How can our education better prepare us to compete in an increasingly globalised world?
Discussions about accounting for globalization in education are nothing new, but the world in which they are being discussed has advanced significantly. The generation being educated in our schools are far more technically able than the people teaching them and thus the education they are receiving isn’t a technical one. Sure it may implement elements of technology like smart-boards, online resources and in some extreme cases individual tablet or laptop computers but in most situations this is completely disproportionate to how far we’ve come. Most students today have no idea of the inner workings of the devices and services they’ll use for the rest of their lives.
But it’s worse than the increase not being proportional: in 2009 the US National Center for Education Statistics determined that Computer Science was the only subject that decreased in popularity over the two decades previous and that only 1.4% of high-school students were being examined in the subject. This then related to census figures such as over 75% of households having a computer with internet access and then in addition to this the massive amount of public resources available though libraries and educational institutions means almost every student has access to a computational device in some form.
This is a terrible mismatch of figures especially considering that a wealth of technical teaching aids are available for public use: the £15 Raspberry Pi computer, free Linux distributions like Ubuntu for use on older hardware and online programming courses like those on Udaciy and CodeAcademy.

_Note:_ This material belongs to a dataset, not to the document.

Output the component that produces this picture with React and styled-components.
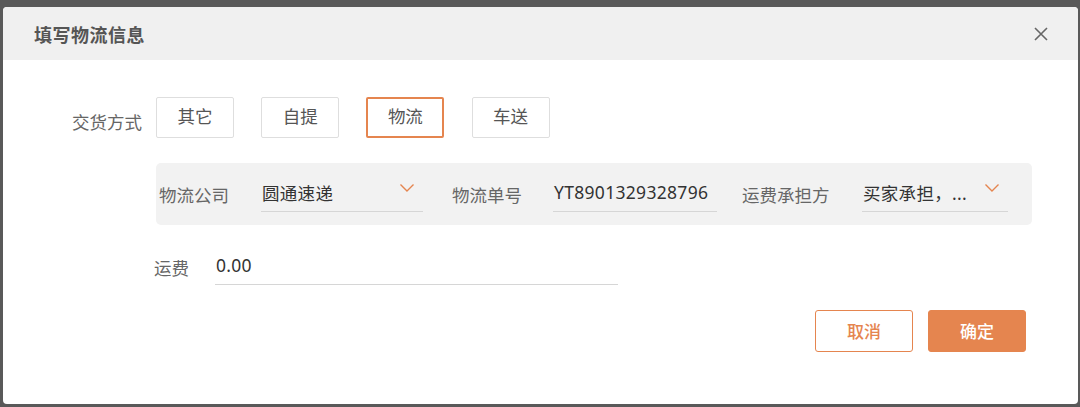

Instead, at least in the English speaking world, we focus almost all our globalised education effort on teaching our children key European languages. French, Spanish and German are taught at 89%, 25% and 10% (respectively) of UK primary schools while a language more commonly spoken (and thus more useful in an increasingly globalised world) like Chinese is offered at less than 3%.
Then there’s the issue of the return on investment of teaching a foreign language to native English speaking students in a world that’s dominated by English. Professor of Psychology at the University of Chicago Boaz Keysar specialises in communication and the use of language. He (and others) have analysed the retention of English speaking students learning languages compared to non-natives learning English and found that it’s a poor comparison. With the domination of English throughout the internet most fail to keep hold of the skill, much less utilise it. He does however stress that learning a language for personal or cultural gain isn’t a negative thing and is something he actively endorses himself.
The combination of these to issues leads me to believe that we can change our education to better suit us in our increasingly globalised world by shifting the focus from foreign language (though I believe it should still remain a key element) to a focus on technology, computer science and programming. These are the tools that are shaping our future and it will be a travesty if they are tools that future generations cannot utilise.